A fairly quiet week in “tax land”

I would like to start with an observation.  Over the last few weeks I have attended a number of tax and law update seminars.  Without exception the speakers have commented on the constitutional debate.  Why should that surprise me?  Even a few months ago this would not have happened.  There might have been the odd mention of the Scotland Bill but even that would just be in passing.  As one of the few lawyers who were willing to discuss tax issues in a constitutional context over the last few years I find this a welcome development.  You never know someone may even listen to my call for a review if all government tax, law and registration services in Scotland.

Most Scottish local authorities will by now have sent out their 2012/13 council tax bills.  This is of course an unusual bill as we know in advance that it will be the same as last year.  One notable exception is Stirling Council which it seems almost by accident reduced its council tax.  Although I get the sense that the council tax “freeze” is being taken for granted it cannot go on forever.  It is obviously important politically and not just because we are just a few weeks away from our local elections.  That said, at some point there needs to be a new review of how we finance local government.  As someone who believes that our councils should have a degree of choice in this matter I would like to see this review begin as soon as possible.

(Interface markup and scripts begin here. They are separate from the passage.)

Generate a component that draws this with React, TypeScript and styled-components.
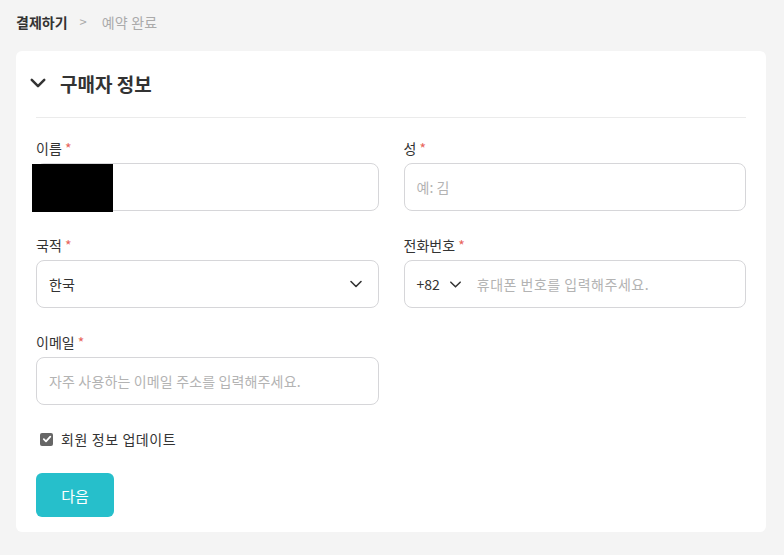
import React from 'react';
import styled, { createGlobalStyle } from 'styled-components';

const GlobalStyle = createGlobalStyle`
	html, body {
		margin: 0;
		padding: 0;
		background: #f4f4f4;
	}
	body {
		font-family: 'Noto Sans CJK KR', 'Noto Sans', sans-serif;
		color: #333;
	}
	* {
		box-sizing: border-box;
	}
`;

const Chevron = ({ size = 14, stroke = 1.6 }) => (
	<svg width={size} height={size} viewBox="0 0 16 16" fill="none">
		<path d="M3 5.5 L8 10.5 L13 5.5" stroke="currentColor" strokeWidth={stroke} strokeLinecap="round" strokeLinejoin="round" />
	</svg>
);

const App: React.FC = () => {
	return (
		<>
			<GlobalStyle />
			<Page>
				<Breadcrumb>
					<Crumb active>결제하기</Crumb>
					<Separator>&gt;</Separator>
					<Crumb>예약 완료</Crumb>
				</Breadcrumb>
				<Card>
					<CardHeader>
						<HeaderIcon>
							<Chevron size={20} stroke={2} />
						</HeaderIcon>
						<Title>구매자 정보</Title>
					</CardHeader>
					<Divider />
					<FormGrid>
						<Field>
							<Label>
								이름 <Req>*</Req>
							</Label>
							<InputBox>
								<Redacted />
							</InputBox>
						</Field>
						<Field>
							<Label>
								성 <Req>*</Req>
							</Label>
							<InputBox>
								<Placeholder>예: 김</Placeholder>
							</InputBox>
						</Field>
						<Field>
							<Label>
								국적 <Req>*</Req>
							</Label>
							<InputBox>
								<Value>한국</Value>
								<SelectArrow>
									<Chevron size={16} />
								</SelectArrow>
							</InputBox>
						</Field>
						<Field>
							<Label>
								전화번호 <Req>*</Req>
							</Label>
							<InputBox>
								<CountryCode>
									+82
									<Chevron size={15} />
								</CountryCode>
								<Placeholder spacing={0.5}>휴대폰 번호를 입력해주세요.</Placeholder>
							</InputBox>
						</Field>
						<Field>
							<Label>
								이메일 <Req>*</Req>
							</Label>
							<InputBox>
								<Placeholder spacing={0.15}>자주 사용하는 이메일 주소를 입력해주세요.</Placeholder>
							</InputBox>
						</Field>
					</FormGrid>
					<CheckRow>
						<CheckBox>
							<svg width="10" height="10" viewBox="0 0 10 10" fill="none">
								<path d="M1.8 5.2 L4 7.3 L8.3 2.6" stroke="#fff" strokeWidth="1.8" strokeLinecap="round" strokeLinejoin="round" />
							</svg>
						</CheckBox>
						<span>회원 정보 업데이트</span>
					</CheckRow>
					<NextButton>다음</NextButton>
				</Card>
			</Page>
		</>
	);
};

const Page = styled.div`
	padding: 12px 18px 0 16px;
`;

const Breadcrumb = styled.div`
	display: flex;
	align-items: center;
	height: 20px;
	font-size: 14px;
	line-height: 20px;
`;

const Crumb = styled.span<{ active?: boolean }>`
	color: ${(props) => (props.active ? '#333' : '#aaa')};
	font-weight: ${(props) => (props.active ? 700 : 400)};
	letter-spacing: ${(props) => (props.active ? 0 : 0.2)}px;
`;

const Separator = styled.span`
	color: #aaa;
	margin: 0 15px 0 12px;
	font-size: 13px;
`;

const Card = styled.div`
	margin-top: 19px;
	background: #fff;
	border-radius: 6px;
	padding: 16px 20px 15px;
`;

const CardHeader = styled.div`
	display: flex;
	align-items: center;
	height: 32px;
	margin-left: -8px;
`;

const HeaderIcon = styled.span`
	display: flex;
	width: 20px;
	color: #333;
	margin-right: 12px;
`;

const Title = styled.h2`
	margin: 0;
	font-size: 19px;
	font-weight: 700;
	color: #333;
`;

const Divider = styled.div`
	height: 1px;
	background: #ebebeb;
	margin-top: 18px;
`;

const FormGrid = styled.div`
	display: grid;
	grid-template-columns: 1fr 1fr;
	column-gap: 25px;
	row-gap: 24px;
	margin-top: 20px;
`;

const Field = styled.div`
	display: flex;
	flex-direction: column;
	gap: 5px;
`;

const Label = styled.label`
	font-size: 14px;
	line-height: 20px;
	color: #333;
`;

const Req = styled.span`
	color: #e8645a;
`;

const InputBox = styled.div`
	position: relative;
	display: flex;
	align-items: center;
	height: 48px;
	border: 1px solid #d6d6d9;
	border-radius: 8px;
	padding: 0 12px;
	font-size: 14px;
`;

const Redacted = styled.div`
	position: absolute;
	left: -5px;
	top: 0;
	width: 81px;
	height: 48px;
	background: #000;
`;

const Placeholder = styled.span<{ spacing?: number }>`
	color: #b3b3b3;
	letter-spacing: ${(props) => props.spacing || 0}px;
`;

const Value = styled.span`
	color: #333;
	flex: 1;
`;

const SelectArrow = styled.span`
	display: flex;
	color: #333;
	margin-right: 2px;
`;

const CountryCode = styled.span`
	display: flex;
	align-items: center;
	gap: 8px;
	color: #333;
	margin-right: 14px;
`;

const CheckRow = styled.label`
	display: flex;
	align-items: center;
	gap: 8px;
	margin-top: 24px;
	margin-left: 4px;
	font-size: 14px;
	line-height: 20px;
	letter-spacing: 0.6px;
	color: #333;
`;

const CheckBox = styled.span`
	display: flex;
	align-items: center;
	justify-content: center;
	width: 13px;
	height: 13px;
	border-radius: 2px;
	background: #666;
`;

const NextButton = styled.button`
	display: block;
	margin-top: 24px;
	width: 78px;
	height: 44px;
	border: none;
	border-radius: 6px;
	background: #26bfcb;
	color: #fff;
	font-family: inherit;
	font-size: 15px;
`;

export default App;
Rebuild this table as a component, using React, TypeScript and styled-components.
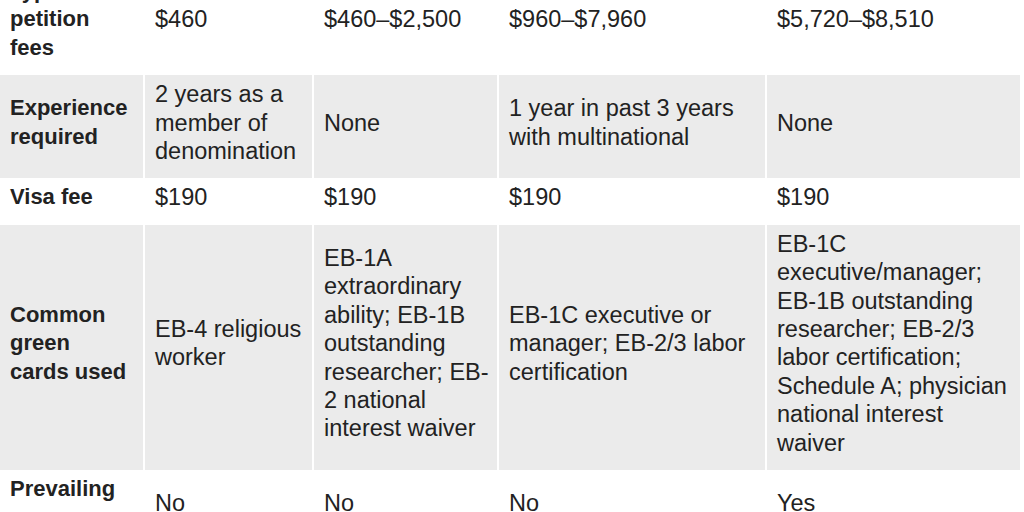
import React from "react";
import styled, { createGlobalStyle } from "styled-components";

const GlobalStyle = createGlobalStyle`
  * { box-sizing: border-box; }
  html, body { margin: 0; padding: 0; background: #ffffff; }
  body { overflow: hidden; }
`;

const Table = styled.div`
  width: 1020px;
  margin-top: -28px;
  font-family: "Liberation Sans", Arial, sans-serif;
  color: #222222;
`;

const Row = styled.div`
  display: grid;
  grid-template-columns: 143px 167px 183px 266px 253px;
  column-gap: 2px;
`;

const Cell = styled.div<{ $shaded?: boolean }>`
  display: flex;
  align-items: center;
  padding: 5px 6px 13px 10px;
  background: ${(p) => (p.$shaded ? "#ebebeb" : "transparent")};
  font-size: 23.5px;
  line-height: 28.4px;
  font-weight: 400;
`;

const Label = styled(Cell)`
  font-size: 22px;
  font-weight: 700;
  padding-right: 10px;
`;

type RowData = { label: string; values: string[] };

const rows: RowData[] = [
  {
    label: "Typical petition fees",
    values: ["$460", "$460–$2,500", "$960–$7,960", "$5,720–$8,510"],
  },
  {
    label: "Experience required",
    values: [
      "2 years as a member of denomination",
      "None",
      "1 year in past 3 years with multinational",
      "None",
    ],
  },
  {
    label: "Visa fee",
    values: ["$190", "$190", "$190", "$190"],
  },
  {
    label: "Common green cards used",
    values: [
      "EB-4 religious worker",
      "EB-1A extraordinary ability; EB-1B outstanding researcher; EB-\u200B2 national interest waiver",
      "EB-1C executive or manager; EB-2/3 labor certification",
      "EB-1C executive/\u2060manager; EB-1B outstanding researcher; EB-2/3 labor certification; Schedule A; physician national interest waiver",
    ],
  },
  {
    label: "Prevailing wage",
    values: ["No", "No", "No", "Yes"],
  },
];

export default function App() {
  return (
    <>
      <GlobalStyle />
      <Table>
        {rows.map((r, i) => {
          const shaded = i % 2 === 1;
          return (
            <Row key={r.label}>
              <Label $shaded={shaded}>{r.label}</Label>
              {r.values.map((v, j) => (
                <Cell key={j} $shaded={shaded}>
                  {v}
                </Cell>
              ))}
            </Row>
          );
        })}
      </Table>
    </>
  );
}
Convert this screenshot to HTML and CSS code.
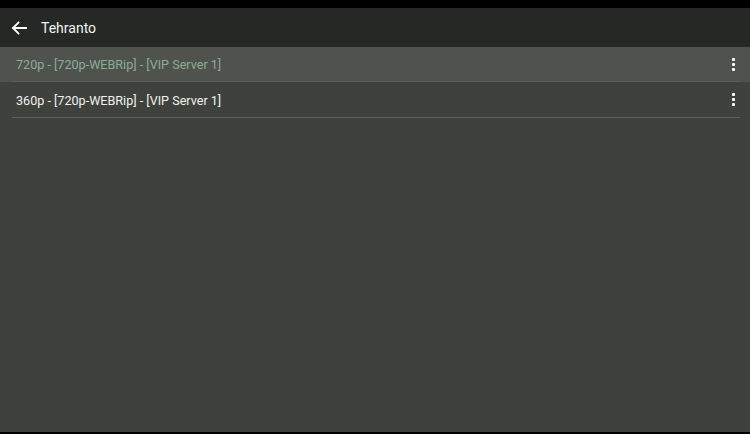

The fiscal powers debate had a fairly quiet week.  No new “commissions” have been announced which is a relief.  An old favourite of those who oppose devolution and independence did though rear its head again.  Ruth Davidson talked about giving Scotland something called “real devolution”.  For “real devolution” read “no more powers for the Scottish Parliament”.  Ruth Davidson said: “I want to talk about devolution – not devo max or devo plus, or devo mix, or I can’t believe it’s not devo – but real devolution from Holyrood to people and communities across Scotland.”  This in my opinion is   similar to the argument that the Scottish Parliament already has lots of fiscal powers that it simply fails to use.  That particular argument is rarely seen outwith the opinion pages of the Scotsman.

An example of this type of thinking was given recently when the UK  Government decided not to devolve control over the Crown Estate to the Scottish Parliament.  Instead the UK Government passed some control over Crown Estate revenue to the National Lottery.  A decision that I think it is fair to say was unexpected.  More on Ruth Davidson’s statement can be found here.  I will ignore the fact that Ruth Davidson appears to be at odds with what the Prime Minister said on his recent visit.

I have been following with interest the debate on introducing a “minimum price” for alcohol.  This is a rare example of a policy where the aim is clearly to change behaviour and not just raise revenue.  I have written before on how policy makers sometimes disingenuously argue that a policy is to change behaviour rather than increase revenue or vice versa.  Personally I have struggled to understand the opposition to this policy.  That said, do I think that a policy of minimum pricing on its own is enough?  Of course not, nor does the Scottish Government and the myriad of health professionals who support this policy.

Do I think that an even better policy could be developed if powers over alcohol duty were to be devolved to the Scottish Parliament?  Yes I do.  This was also pointed out in the Scottish Government’s paper on “Devolving Excise Duty in the Scotland Bill”.  Specifically this would allow the Scottish Government to “align the revenue benefit with the public spending costs of alcohol consumption.”  This would also ensure that the main downside of a minimum price policy, extra revenue for the retailers of alcohol, can be balanced out.  Lastly devolution, as I often say, is complicated.  It makes sense to devolve those tax powers that are clearly connected with already devolved areas of responsibility such as health.  The Scottish Government paper can be found here.  A report from the BBC news website on this issue can also be found here.

The UK coalition government are clearly worried as to how they are being perceived on the now rather unfortunate phrase: “we are all in this together“.  The Deputy Prime Minister is reportedly softening his proposals on a so called “tycoon tax”.  I am not sure why this idea is being called a “tycoon tax” as this is simply a minimum net tax rate for a person’s total income.  In a speech to the Liberal Democrat conference on Sunday he made no mention of a minimum tax rate less than 48 hours after announcing it.  This idea is not a new idea.  Most recently it has been advocated by President Obama.  It is also has the advantage of a being a fairly simple idea.  The Deputy Prime Minister has suggested a 20% rate.  President Obama a 30% rate.  The Obama proposal appeared shortly after it was reported that Republican candidate Mitt Romney, a multimillionaire, had a net tax rate of around 13%.  More on this can be found here.

Let’s finish with London.  Ken Livingstone has denied claims that he has not paid the “correct” amount of tax on his income.  Livingstone also claims that he is the victim of a “smear campaign”.  This story has some similarities with the furore that greeted the news that highly paid public officials were being paid via a company.  My earlier blog on this can be found here.  I have to admit to some sympathy with Livingstone on this one.  Yes there is an element of hypocrisy here but Livingstone is not an elected politician, albeit a candidate, nor is he is a public official.  An article from the Guardian on this can be found here.

Have a good weekend and let’s hope for some good news from Rome.